Les responsables des hautes écoles suisses et du secteur de la recherche ont d’ailleurs pris position en ce sens dans un message envoyé au Conseil fédéral le 17 février. L’ampleur des montants investis par l’Union européenne dans le programme de recherche Horizon 2020, 80 milliards d’euros, donne à elle seule une idée des enjeux cruciaux que représente la recherche universitaire dans la stratégie des pays de l'Union européenne, notamment pour faire face à la concurrence des économies émergentes. Il n’est pas envisageable que la Suisse soit poussée en marge de cette évolution.

Plus concrètement, «les universités pourraient plaider auprès de la Confédération l’obtention d’une exception aux quotas, estime Yves Flückiger. Les flux migratoires engendrés par l’engagement des enseignants et des chercheurs ainsi que par l’accueil d’étudiants étrangers restent en effet relativement modestes, au regard de ceux générés par d’autres secteurs.
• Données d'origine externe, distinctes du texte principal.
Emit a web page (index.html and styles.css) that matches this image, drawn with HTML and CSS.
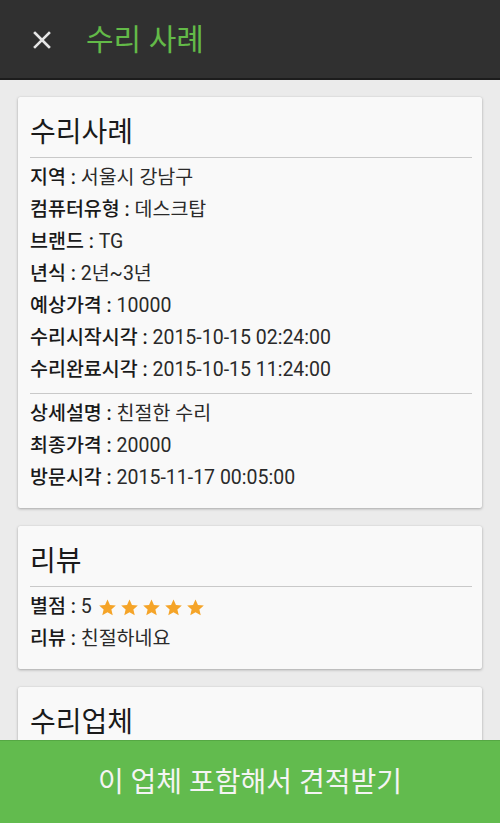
FILE: index.html
```html
<!DOCTYPE html>
<html lang="ko">
<head>
<meta charset="utf-8">
<link rel="stylesheet" href="styles.css">
</head>
<body>
<div class="app">
  <header class="topbar">
    <svg class="close" width="18" height="18" viewBox="0 0 18 18"><path d="M2 2 L16 16 M16 2 L2 16" stroke="#e6e6e6" stroke-width="2.6" stroke-linecap="square"/></svg>
    <h1 class="title">수리 사례</h1>
  </header>
  <main class="content">
    <section class="card">
      <h2 class="card-title">수리사례</h2>
      <div class="rows">
        <div class="row"><span class="label">지역 : </span><span class="value">서울시 강남구</span></div>
        <div class="row"><span class="label">컴퓨터유형 : </span><span class="value">데스크탑</span></div>
        <div class="row"><span class="label">브랜드 : </span><span class="value">TG</span></div>
        <div class="row"><span class="label">년식 : </span><span class="value">2년~3년</span></div>
        <div class="row"><span class="label">예상가격 : </span><span class="value">10000</span></div>
        <div class="row"><span class="label">수리시작시각 : </span><span class="value">2015-10-15 02:24:00</span></div>
        <div class="row"><span class="label">수리완료시각 : </span><span class="value">2015-10-15 11:24:00</span></div>
      </div>
      <div class="divider sub"></div>
      <div class="rows">
        <div class="row"><span class="label">상세설명 : </span><span class="value">친절한 수리</span></div>
        <div class="row"><span class="label">최종가격 : </span><span class="value">20000</span></div>
        <div class="row"><span class="label">방문시각 : </span><span class="value">2015-11-17 00:05:00</span></div>
      </div>
    </section>
    <section class="card">
      <h2 class="card-title">리뷰</h2>
      <div class="rows">
        <div class="row"><span class="label">별점 : </span><span class="value">5</span>
          <span class="stars">
            <svg viewBox="0 0 24 24"><path d="M12 1.8l3.1 6.9 7.4.7-5.6 5 1.7 7.4L12 18l-6.6 3.8 1.7-7.4-5.6-5 7.4-.7z"/></svg>
            <svg viewBox="0 0 24 24"><path d="M12 1.8l3.1 6.9 7.4.7-5.6 5 1.7 7.4L12 18l-6.6 3.8 1.7-7.4-5.6-5 7.4-.7z"/></svg>
            <svg viewBox="0 0 24 24"><path d="M12 1.8l3.1 6.9 7.4.7-5.6 5 1.7 7.4L12 18l-6.6 3.8 1.7-7.4-5.6-5 7.4-.7z"/></svg>
            <svg viewBox="0 0 24 24"><path d="M12 1.8l3.1 6.9 7.4.7-5.6 5 1.7 7.4L12 18l-6.6 3.8 1.7-7.4-5.6-5 7.4-.7z"/></svg>
            <svg viewBox="0 0 24 24"><path d="M12 1.8l3.1 6.9 7.4.7-5.6 5 1.7 7.4L12 18l-6.6 3.8 1.7-7.4-5.6-5 7.4-.7z"/></svg>
          </span>
        </div>
        <div class="row"><span class="label">리뷰 : </span><span class="value">친절하네요</span></div>
      </div>
    </section>
    <section class="card last">
      <h2 class="card-title plain">수리업체</h2>
    </section>
  </main>
  <footer class="cta">이 업체 포함해서 견적받기</footer>
</div>
</body>
</html>
```

FILE: styles.css
```css
* { box-sizing: border-box; }
html, body { margin: 0; padding: 0; }
body {
  font-family: Roboto, "Noto Sans CJK KR", sans-serif;
  background: #ebebeb;
  color: #222;
}
.app {
  height: 823px;
  display: flex;
  flex-direction: column;
  overflow: hidden;
}
.topbar {
  height: 80px;
  flex: none;
  background: #303030;
  border-bottom: 2px solid #1c1c1c;
  display: flex;
  align-items: center;
  padding-left: 33px;
  padding-top: 2px;
}
.close { display: block; }
.title {
  margin: 0 0 0 35px;
  font-size: 30px;
  font-weight: 400;
  color: #63ba48;
  line-height: 1;
}
.content {
  flex: 1;
  overflow: hidden;
  padding: 17px 18px 0 18px;
  display: flex;
  flex-direction: column;
  gap: 18px;
}
.card {
  flex: none;
  background: #f9f9f9;
  box-shadow: 0 1px 3px rgba(0,0,0,0.28), 0 0 1px rgba(0,0,0,0.12);
  border-radius: 2px;
  padding: 18px 10px 14px 12px;
}
.card.last { padding-bottom: 30px; }
.card-title {
  margin: 0;
  font-size: 28px;
  font-weight: 400;
  line-height: 36px;
  color: #1a1a1a;
  padding-bottom: 6px;
  border-bottom: 1.5px solid #c9c9c9;
}
.card-title.plain { border-bottom: none; }
.rows { padding-top: 4px; }
.row {
  font-size: 19.5px;
  line-height: 32px;
  height: 32px;
  display: flex;
  align-items: center;
  white-space: pre;
}
.label { font-weight: 500; color: #1a1a1a; }
.value { font-weight: 400; color: #2a2a2a; }
.divider.sub {
  margin-top: 7px;
  border-top: 1.5px solid #c9c9c9;
}
.stars {
  display: inline-flex;
  gap: 3px;
  margin-left: 6px;
}
.stars svg {
  width: 19px;
  height: 19px;
  fill: #f5a428;
}
.cta {
  height: 83px;
  flex: none;
  background: #62bb4e;
  color: #f4f4f4;
  font-size: 28px;
  display: flex;
  align-items: center;
  justify-content: center;
  padding-bottom: 4px;
  border-top: 1px solid #55a844;
}
```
Nous pourrions également envisager que les sommes versées actuellement par la Confédération à titre de participation aux programmes européens soient attribuées directement aux hautes écoles suisses.»

Négocier au cas par cas

Quant à la suspension des programmes d’échanges d’étudiants Erasmus+, si elle devait se confirmer, une alternative peut être envisagée à travers les accords bilatéraux que l’UNIGE entretient et prévoit d’entretenir avec d’autres universités, en Europe et également sur d’autres continents. Dans ce cas, «l’Université de Genève devra négocier au cas par cas l’acceptation des candidats dans les universités partenaires», ajoute le vice-recteur. La Suisse a déjà vécu une situation identique le 6 décembre 1992, lors du «non» à l’adhésion à l’EEE, alors qu’elle était membre à part entière du programme Erasmus. En 1995, la Suisse n’avait pas pu non plus renouveler sa participation à Erasmus, dans le nouveau cadre de SOCRATES. Une «participation indirecte» avait alors été mise en place sur des fonds de la Confédération. Cette situation a perduré jusqu'en 2010-2011, date de la ré-adhésion au programme officiel.